Venus now rises a good two hours before dawn's first light  a weird UFO of a thing on the horizon far under Castor and Pollux.

Mars is out of sight behind the glare of the Sun and will remain so for the rest of the year.

Jupiter (magnitude –2.7) rises in the east-northeast not long after dark. Watch for it under the brightest stars of Aries. Jupiter dominates the eastern sky by late evening and shines highest in the south during the early-morning hours.

Hi-res image of Jupiter, Ganymede, and Ganymede's shadow, Sept 9, 2023

Jupiter, Ganymede, and Ganymede's shadow on September 9th, imaged by S&T's Sean Walker from New Hampshire. South is up. Note the detail visible even on Ganymede's disk. "I recently completed my observatory and upgraded the primary scope to a C14," he writes. "Yesterday morning brought excellent seeing conditions and permitted imaging at the resolution limit of the optics." It also required sophisticated video-frame stacking and image-processing techniques; don't expect to do nearly this well without lots of study and practice!

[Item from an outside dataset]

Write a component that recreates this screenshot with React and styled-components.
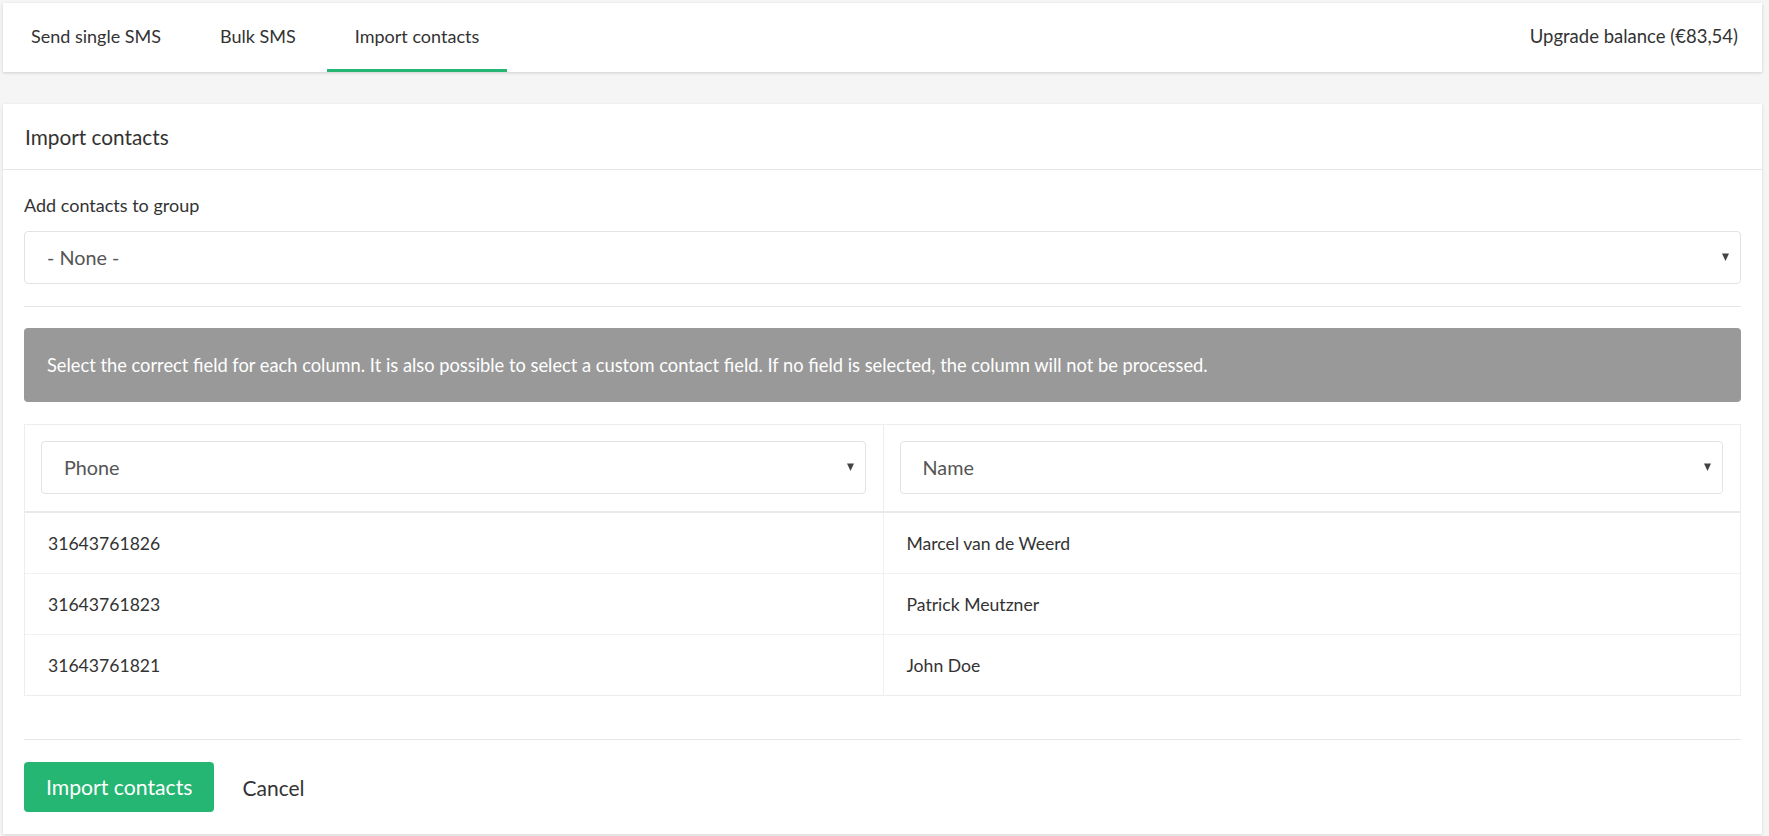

Saturn (magnitude +0.5, in dim Aquarius) is the "star" rather low in the southeast in twilight. It's two weeks past opposition. Saturn shines at a good height for telescopic observing by 9 or 10 p.m., by which time Fomalhaut is twinkling two fists at arm's length below it. Saturn stands highest in the south around 11.

Saturn (and Dione) Aug 30, 2023

Saturn on August 30th, imaged by Christopher Go. South is up. Saturn was barely past opposition, so the globe's shadow on the rings behind it was barely becoming visible on the east side (at the lower right here). The tiny dot just south of (above) Saturn is Dione.

Uranus, magnitude 5.7 in Aries, is nice and high in the early-morning hours, 7° or 8° east of Jupiter.

Neptune, magnitude 7.8 at the Aquarius-Pisces border, is fairly high in the southeast by 10 p.m., 24° east of Saturn. Neptune comes to opposition on September 19th.